Szczypiorniści obu ekip byli niesieni dopingiem swoich fanów przez 60 minut, a losy wyniku rozstrzygnęły się dopiero w ostatnich sekundach. Na 14 sekund przed końcem Julen Aguinagalde wyprowadził kielczan na prowadzenie (26:25). Ostatnią akcję meczu mieli zawodnicy z Płocka, ale strzał Dana Racotea obronił Vladimir Cupara. Tym samym stało się jasne, że PGE Vive jedenasty raz z rzędu i szesnasty raz w historii zdobywa Puchar Polski. - Graliśmy bardzo mądrze i mieliśmy zimne głowy w najważniejszych momentach. To nam dało zwycięstwo - skomentował Alex Dujszebajew, zawodnik PGE Vive.
Po meczu załamani byli szczypiorniści Orlen Wisły, która postawiła wysoko poprzeczkę bardziej utytułowanym rywalom. Nafciarze do przerwy prowadzili 11:9, a chwilę po rozpoczęciu drugiej połowy nawet 12:9! To było najwyższe prowadzenie jakiejkolwiek ekipy w całym spotkaniu, co świadczy o tym jak był to wyrównany mecz. - Boli nas ta porażka, ale nie jest to dla nas koniec sezonu. Skupiamy się teraz na końcówce sezonu - mówił Michał Daszek, skrzydłowy płockiego zespołu.
- To był mecz walki, który oscylował wokół remisu. Wisła zagrała bardzo dobrze, a nam nie wszystko nam wychodziło. Mieliśmy dobre momenty, które przeplataliśmy ze złymi.
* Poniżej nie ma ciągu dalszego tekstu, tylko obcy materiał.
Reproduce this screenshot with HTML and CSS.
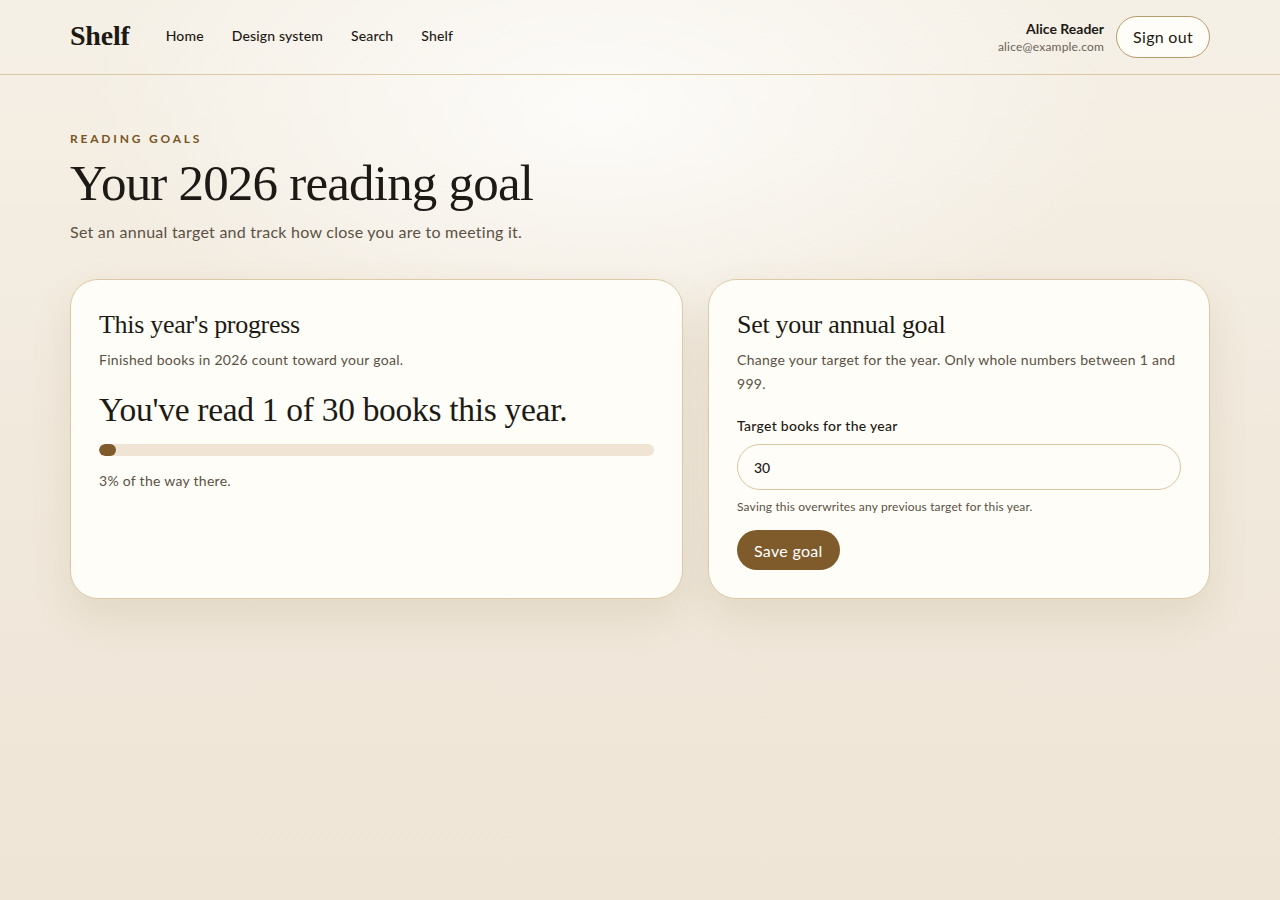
FILE: index.html
```html
<!DOCTYPE html>
<html lang="en">
<head>
    <meta charset="UTF-8">
    <meta name="viewport" content="width=device-width, initial-scale=1.0">
    <title>Reading goals · Shelf</title>

    <link rel="stylesheet" href="styles.css">

</head>
<body>

<!-- Top bar -->
<header class="topbar">
    <div class="topbar-inner">
        <div class="topbar-left">
            <a class="logo" href="#">Shelf</a>
            <nav class="nav">
                <a href="#">Home</a>
                <a href="#">Design system</a>
                <a href="#">Search</a>
                <a href="#">Shelf</a>
            </nav>
        </div>
        <div class="topbar-right">
            <div class="user">
                <span class="user-name">Alice Reader</span>
                <span class="user-email">alice@example.com</span>
            </div>
            <button class="btn-outline">Sign out</button>
        </div>
    </div>
</header>

<main class="page">
    <!-- Page heading -->
    <section class="intro">
        <p class="eyebrow">Reading goals</p>
        <h1>Your 2026 reading goal</h1>
        <p class="lead">Set an annual target and track how close you are to meeting it.</p>
    </section>

    <div class="cards">
        <!-- Progress card -->
        <section class="card">
            <h2>This year's progress</h2>
            <p class="muted">Finished books in 2026 count toward your goal.</p>
            <p class="big-stat">You've read 1 of 30 books this year.</p>
            <div class="progress">
                <div class="progress-fill" style="width: 3%"></div>
            </div>
            <p class="muted">3% of the way there.</p>
        </section>

        <!-- Goal form card -->
        <section class="card">
            <h2>Set your annual goal</h2>
            <p class="muted tall">Change your target for the year. Only whole numbers between 1 and 999.</p>
            <form class="goal-form" onsubmit="return false">
                <label for="target">Target books for the year</label>
                <input id="target" type="text" value="30">
                <p class="hint">Saving this overwrites any previous target for this year.</p>
                <button class="btn-primary" type="submit">Save goal</button>
            </form>
        </section>
    </div>
</main>

</body>
</html>
```

FILE: styles.css
```css
/* Base page */
body {
    margin: 0;
    min-height: 100vh;
    font-family: 'Lato', 'Open Sans', sans-serif;
    color: #1d1a15;
    background-color: #efe6d7;
    background-image:
        radial-gradient(ellipse 520px 260px at 600px 110px, rgba(255, 255, 255, 0.8), rgba(255, 255, 255, 0) 100%),
        linear-gradient(180deg, #f5f0e6 0%, #f1e9dc 50%, #eee5d6 100%);
}

a {
    color: inherit;
    text-decoration: none;
}

/* Top bar */
.topbar {
    border-bottom: 1px solid #dcc9a2;
}

.topbar-inner {
    max-width: 1140px;
    margin: 0 auto;
    height: 74px;
    display: flex;
    align-items: center;
    justify-content: space-between;
}

.topbar-left {
    display: flex;
    align-items: center;
    gap: 36px;
}

.logo {
    font-family: 'Liberation Serif', serif;
    font-weight: bold;
    font-size: 28px;
    letter-spacing: -0.2px;
    margin-top: -2px;
}

.nav {
    display: flex;
    gap: 28px;
    font-size: 14px;
    font-weight: 500;
    letter-spacing: 0.15px;
    margin-top: -3px;
}

.topbar-right {
    display: flex;
    align-items: center;
    gap: 12px;
}

.user {
    display: flex;
    flex-direction: column;
    align-items: flex-end;
    gap: 2px;
    margin-top: -1px;
}

.user-name {
    font-size: 14px;
    font-weight: bold;
}

.user-email {
    font-size: 12px;
    color: #6b6256;
    letter-spacing: 0.2px;
}

.btn-outline {
    font-family: inherit;
    font-size: 16px;
    letter-spacing: 0.3px;
    color: #1d1a15;
    background: #fffdf7;
    border: 1px solid #b99c6c;
    border-radius: 999px;
    height: 42px;
    padding: 0 16px;
    margin-top: -1px;
    cursor: pointer;
}

/* Main content */
.page {
    max-width: 1140px;
    margin: 0 auto;
    padding-top: 56px;
}

.eyebrow {
    margin: 0;
    font-size: 12px;
    font-weight: bold;
    letter-spacing: 2.8px;
    text-transform: uppercase;
    color: #7a5524;
}

.intro h1 {
    margin: 7px 0 0;
    font-family: 'Liberation Serif', serif;
    font-weight: normal;
    font-size: 51px;
    line-height: 60px;
    letter-spacing: -0.8px;
}

.lead {
    margin: 9px 0 0;
    font-size: 16px;
    letter-spacing: 0.25px;
    color: #5b5145;
}

/* Cards */
.cards {
    display: grid;
    grid-template-columns: 613fr 502fr;
    gap: 25px;
    margin-top: 38px;
    align-items: stretch;
}

.card {
    background: #fffdf7;
    border: 1px solid #dccaa6;
    border-radius: 28px;
    padding: 28px 28px 28px;
    box-shadow: 0 18px 40px rgba(120, 95, 50, 0.12);
}

.card h2 {
    margin: 0;
    font-family: 'Liberation Serif', serif;
    font-weight: normal;
    font-size: 26px;
    line-height: 34px;
    letter-spacing: -0.3px;
}

.muted {
    margin: 8px 0 0;
    font-size: 14px;
    line-height: 20px;
    letter-spacing: 0.28px;
    color: #5b5145;
}

.muted.tall {
    line-height: 24px;
    margin-top: 6px;
}

.big-stat {
    margin: 20px 0 0;
    font-family: 'Liberation Serif', serif;
    font-size: 33.5px;
    line-height: 40px;
    letter-spacing: -0.3px;
}

/* Progress bar */
.progress {
    margin-top: 14px;
    height: 12px;
    border-radius: 6px;
    background: #f0e4d4;
    overflow: hidden;
}

.progress-fill {
    height: 100%;
    background: #7f5b2b;
    border-radius: 6px;
}

.progress + .muted {
    margin-top: 15px;
}

/* Goal form */
.goal-form {
    display: flex;
    flex-direction: column;
    align-items: flex-start;
    margin-top: 21px;
}

.goal-form label {
    font-size: 14px;
    font-weight: 500;
    letter-spacing: 0.28px;
}

.goal-form input {
    box-sizing: border-box;
    width: 100%;
    height: 46px;
    margin-top: 10px;
    padding: 0 16px;
    font-family: inherit;
    font-size: 14px;
    font-weight: 500;
    color: #1d1a15;
    background: #fffdf7;
    border: 1px solid #d9c6a0;
    border-radius: 23px;
    outline: none;
}

.hint {
    margin: 9px 0 0;
    font-size: 12px;
    letter-spacing: 0.15px;
    color: #5b5145;
}

.btn-primary {
    margin-top: 16px;
    height: 40px;
    padding: 0 17px;
    font-family: inherit;
    font-size: 16px;
    letter-spacing: 0.3px;
    color: #fff;
    background: #7f5b2b;
    border: none;
    border-radius: 20px;
    cursor: pointer;
}
```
Nie potrafiliśmy na dłużej utrzymać dobrego rytmu - opowiadał Mateusz Jachlewski (PGE Vive). Zresztą w podobnym tonie wypowiadał się trener kieleckiej ekipy Talant Dujszebajew, który wiedział, że jego zawodników stać na lepszą grę. - W ostatnich dwóch meczach nasi kibice mogli dostać zawału. Moja drużyna ma ogromny charakter. Trzeba przyznać, że to nie był nasz dzień. W obronie walczyliśmy, ale w ataku nie mieliśmy najlepszego dnia. Wszyscy razem wytrzymaliśmy i udało się wygrać - przyznał.
Poznań jako gospodarz finału PGNiG Pucharu Polski spisał się bardzo dobrze. Mamy nadzieję, że wielkie wydarzenia sportowe częściej będą gościć w stolicy Wielkopolski.